● **Directive**: Gather all lines from the material that contain the word "with".

● **Dataset excerpt**:
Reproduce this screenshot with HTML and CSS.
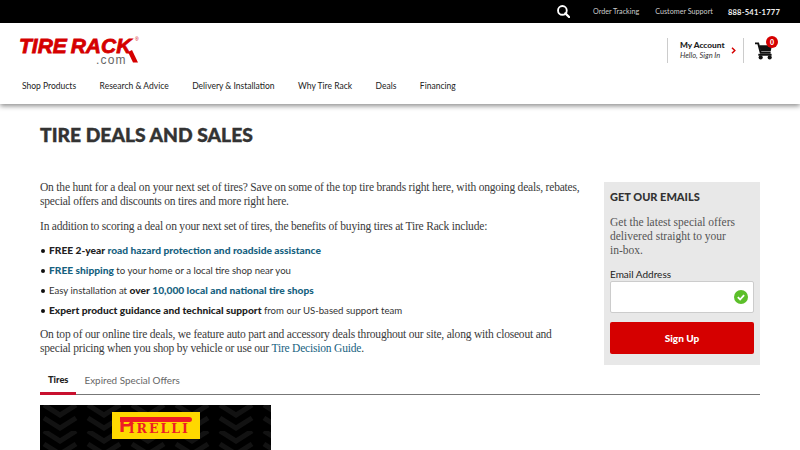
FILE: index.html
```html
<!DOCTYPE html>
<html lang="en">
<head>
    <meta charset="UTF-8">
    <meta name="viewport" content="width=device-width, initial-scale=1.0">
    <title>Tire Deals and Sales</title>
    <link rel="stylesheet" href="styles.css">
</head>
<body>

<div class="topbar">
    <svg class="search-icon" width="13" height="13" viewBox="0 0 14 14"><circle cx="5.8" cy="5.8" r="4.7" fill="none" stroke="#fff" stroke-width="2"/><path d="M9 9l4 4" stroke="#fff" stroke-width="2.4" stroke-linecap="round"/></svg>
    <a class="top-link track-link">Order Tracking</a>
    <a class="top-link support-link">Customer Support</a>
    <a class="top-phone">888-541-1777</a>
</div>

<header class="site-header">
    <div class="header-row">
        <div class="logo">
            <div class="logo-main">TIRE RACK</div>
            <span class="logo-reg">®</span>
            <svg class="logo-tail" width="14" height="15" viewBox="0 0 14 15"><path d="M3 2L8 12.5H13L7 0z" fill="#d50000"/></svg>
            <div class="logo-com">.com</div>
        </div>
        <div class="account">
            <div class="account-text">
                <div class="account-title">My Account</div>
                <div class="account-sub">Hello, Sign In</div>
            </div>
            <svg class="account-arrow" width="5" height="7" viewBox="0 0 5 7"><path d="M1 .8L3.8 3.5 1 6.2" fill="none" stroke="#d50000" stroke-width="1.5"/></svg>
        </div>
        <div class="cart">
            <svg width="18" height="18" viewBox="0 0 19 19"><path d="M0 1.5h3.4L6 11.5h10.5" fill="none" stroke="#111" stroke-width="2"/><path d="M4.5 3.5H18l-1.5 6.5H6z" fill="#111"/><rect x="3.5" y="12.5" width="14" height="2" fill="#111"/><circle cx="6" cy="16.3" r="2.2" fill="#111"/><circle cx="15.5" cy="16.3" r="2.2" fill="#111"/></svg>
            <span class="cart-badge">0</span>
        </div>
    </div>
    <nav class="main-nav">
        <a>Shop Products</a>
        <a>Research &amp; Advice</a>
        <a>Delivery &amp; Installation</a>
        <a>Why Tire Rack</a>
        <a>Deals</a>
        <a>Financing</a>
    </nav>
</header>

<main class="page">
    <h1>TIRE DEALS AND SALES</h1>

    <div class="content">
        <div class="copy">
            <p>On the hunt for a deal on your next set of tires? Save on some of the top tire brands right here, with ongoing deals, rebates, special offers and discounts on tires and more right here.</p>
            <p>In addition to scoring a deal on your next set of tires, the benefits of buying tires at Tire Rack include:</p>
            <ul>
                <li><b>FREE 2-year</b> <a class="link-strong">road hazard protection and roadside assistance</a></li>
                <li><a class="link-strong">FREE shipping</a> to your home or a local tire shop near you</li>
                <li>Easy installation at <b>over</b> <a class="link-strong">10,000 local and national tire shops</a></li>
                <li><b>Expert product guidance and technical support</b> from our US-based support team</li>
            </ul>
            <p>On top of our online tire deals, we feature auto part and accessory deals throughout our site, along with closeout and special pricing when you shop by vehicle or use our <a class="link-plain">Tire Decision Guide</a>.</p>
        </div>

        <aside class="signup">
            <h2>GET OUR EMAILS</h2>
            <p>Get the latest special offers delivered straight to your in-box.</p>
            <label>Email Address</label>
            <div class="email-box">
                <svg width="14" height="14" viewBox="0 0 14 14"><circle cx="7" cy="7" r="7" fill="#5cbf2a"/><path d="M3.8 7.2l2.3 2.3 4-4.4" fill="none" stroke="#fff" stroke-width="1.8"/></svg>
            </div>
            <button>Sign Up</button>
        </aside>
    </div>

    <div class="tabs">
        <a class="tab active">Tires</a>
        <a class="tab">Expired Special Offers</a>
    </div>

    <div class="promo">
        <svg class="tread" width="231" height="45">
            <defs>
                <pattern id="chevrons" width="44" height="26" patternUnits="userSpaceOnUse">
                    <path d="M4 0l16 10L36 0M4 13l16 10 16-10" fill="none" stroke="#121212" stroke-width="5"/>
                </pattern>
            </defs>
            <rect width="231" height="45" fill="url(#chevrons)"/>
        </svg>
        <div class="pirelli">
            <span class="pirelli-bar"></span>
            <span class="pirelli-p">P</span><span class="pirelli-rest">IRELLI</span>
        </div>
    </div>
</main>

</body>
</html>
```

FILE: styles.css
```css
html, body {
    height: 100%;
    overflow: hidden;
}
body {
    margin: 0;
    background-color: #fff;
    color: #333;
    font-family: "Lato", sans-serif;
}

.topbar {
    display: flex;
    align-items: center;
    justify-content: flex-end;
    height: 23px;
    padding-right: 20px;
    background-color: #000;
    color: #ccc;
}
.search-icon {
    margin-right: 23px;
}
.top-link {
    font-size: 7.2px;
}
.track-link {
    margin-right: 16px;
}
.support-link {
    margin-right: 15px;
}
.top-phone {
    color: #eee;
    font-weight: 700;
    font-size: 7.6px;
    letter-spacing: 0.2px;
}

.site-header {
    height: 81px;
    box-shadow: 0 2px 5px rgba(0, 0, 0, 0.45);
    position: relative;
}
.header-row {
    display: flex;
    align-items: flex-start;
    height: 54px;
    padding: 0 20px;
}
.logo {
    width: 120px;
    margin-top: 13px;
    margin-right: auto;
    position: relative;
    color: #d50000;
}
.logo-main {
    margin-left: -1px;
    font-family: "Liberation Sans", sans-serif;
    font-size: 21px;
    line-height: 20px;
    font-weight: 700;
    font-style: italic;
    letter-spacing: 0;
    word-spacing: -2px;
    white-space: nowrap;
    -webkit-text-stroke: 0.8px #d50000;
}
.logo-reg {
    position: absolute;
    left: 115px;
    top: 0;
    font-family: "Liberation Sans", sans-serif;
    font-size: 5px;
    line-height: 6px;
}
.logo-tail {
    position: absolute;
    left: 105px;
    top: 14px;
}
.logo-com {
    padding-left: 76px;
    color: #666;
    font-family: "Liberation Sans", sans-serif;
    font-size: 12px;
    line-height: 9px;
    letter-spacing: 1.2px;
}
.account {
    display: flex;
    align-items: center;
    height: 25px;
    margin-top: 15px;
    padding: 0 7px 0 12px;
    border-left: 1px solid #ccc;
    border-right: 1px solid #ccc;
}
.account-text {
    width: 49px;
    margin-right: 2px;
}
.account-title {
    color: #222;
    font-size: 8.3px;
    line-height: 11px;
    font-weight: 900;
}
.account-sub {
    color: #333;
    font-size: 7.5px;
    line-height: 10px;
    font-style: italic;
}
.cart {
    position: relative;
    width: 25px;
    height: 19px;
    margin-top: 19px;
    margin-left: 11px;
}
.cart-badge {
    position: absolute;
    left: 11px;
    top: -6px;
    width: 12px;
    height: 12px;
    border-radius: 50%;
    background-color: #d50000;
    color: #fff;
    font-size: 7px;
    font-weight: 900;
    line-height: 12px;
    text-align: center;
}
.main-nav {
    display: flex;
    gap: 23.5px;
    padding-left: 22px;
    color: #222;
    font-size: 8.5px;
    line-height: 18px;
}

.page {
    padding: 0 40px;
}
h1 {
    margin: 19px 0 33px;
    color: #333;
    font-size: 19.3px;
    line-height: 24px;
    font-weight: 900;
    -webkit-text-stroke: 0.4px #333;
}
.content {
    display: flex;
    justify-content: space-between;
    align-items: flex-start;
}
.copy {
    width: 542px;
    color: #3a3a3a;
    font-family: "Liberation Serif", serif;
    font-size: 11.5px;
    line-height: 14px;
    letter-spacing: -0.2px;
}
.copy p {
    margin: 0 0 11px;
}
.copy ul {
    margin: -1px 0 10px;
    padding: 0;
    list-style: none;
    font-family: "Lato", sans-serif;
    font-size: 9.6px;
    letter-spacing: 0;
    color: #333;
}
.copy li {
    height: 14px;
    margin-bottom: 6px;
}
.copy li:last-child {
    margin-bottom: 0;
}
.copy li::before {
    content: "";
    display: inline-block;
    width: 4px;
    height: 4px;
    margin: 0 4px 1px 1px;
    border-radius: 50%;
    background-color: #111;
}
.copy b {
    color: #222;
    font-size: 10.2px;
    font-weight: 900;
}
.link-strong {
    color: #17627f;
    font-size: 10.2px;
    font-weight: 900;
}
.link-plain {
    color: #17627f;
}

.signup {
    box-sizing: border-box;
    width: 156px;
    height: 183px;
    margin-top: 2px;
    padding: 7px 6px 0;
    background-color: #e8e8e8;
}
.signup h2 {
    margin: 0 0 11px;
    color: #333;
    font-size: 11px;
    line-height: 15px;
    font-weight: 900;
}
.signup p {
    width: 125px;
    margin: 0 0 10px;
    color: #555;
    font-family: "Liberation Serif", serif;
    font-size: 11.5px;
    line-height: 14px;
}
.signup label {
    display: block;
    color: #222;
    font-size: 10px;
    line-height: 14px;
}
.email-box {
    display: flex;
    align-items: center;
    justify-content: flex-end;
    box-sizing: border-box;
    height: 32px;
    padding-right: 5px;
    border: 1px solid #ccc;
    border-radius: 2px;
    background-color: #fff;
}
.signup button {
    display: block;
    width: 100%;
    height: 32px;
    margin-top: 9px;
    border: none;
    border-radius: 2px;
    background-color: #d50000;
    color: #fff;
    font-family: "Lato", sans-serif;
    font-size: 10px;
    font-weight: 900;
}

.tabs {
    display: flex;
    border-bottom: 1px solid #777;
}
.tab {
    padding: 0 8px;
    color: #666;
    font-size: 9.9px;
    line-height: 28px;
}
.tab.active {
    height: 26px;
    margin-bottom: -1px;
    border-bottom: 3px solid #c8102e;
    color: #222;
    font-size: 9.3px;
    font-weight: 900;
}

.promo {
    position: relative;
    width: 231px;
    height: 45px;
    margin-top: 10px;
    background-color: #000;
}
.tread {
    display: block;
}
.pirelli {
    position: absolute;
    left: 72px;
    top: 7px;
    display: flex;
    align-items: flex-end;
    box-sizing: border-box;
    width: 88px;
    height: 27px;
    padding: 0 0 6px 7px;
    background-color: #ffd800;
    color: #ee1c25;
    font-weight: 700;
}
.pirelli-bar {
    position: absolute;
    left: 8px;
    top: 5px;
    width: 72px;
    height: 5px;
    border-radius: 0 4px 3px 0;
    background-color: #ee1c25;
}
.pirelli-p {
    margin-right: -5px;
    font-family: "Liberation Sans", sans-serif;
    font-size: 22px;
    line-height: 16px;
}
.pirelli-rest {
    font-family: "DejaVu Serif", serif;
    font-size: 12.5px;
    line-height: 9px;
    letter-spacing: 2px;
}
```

● **Solution for this task**:
Reproduce this screenshot with HTML and CSS.
            <p>On the hunt for a deal on your next set of tires? Save on some of the top tire brands right here, with ongoing deals, rebates, special offers and discounts on tires and more right here.</p>
            <p>On top of our online tire deals, we feature auto part and accessory deals throughout our site, along with closeout and special pricing when you shop by vehicle or use our <a class="link-plain">Tire Decision Guide</a>.</p>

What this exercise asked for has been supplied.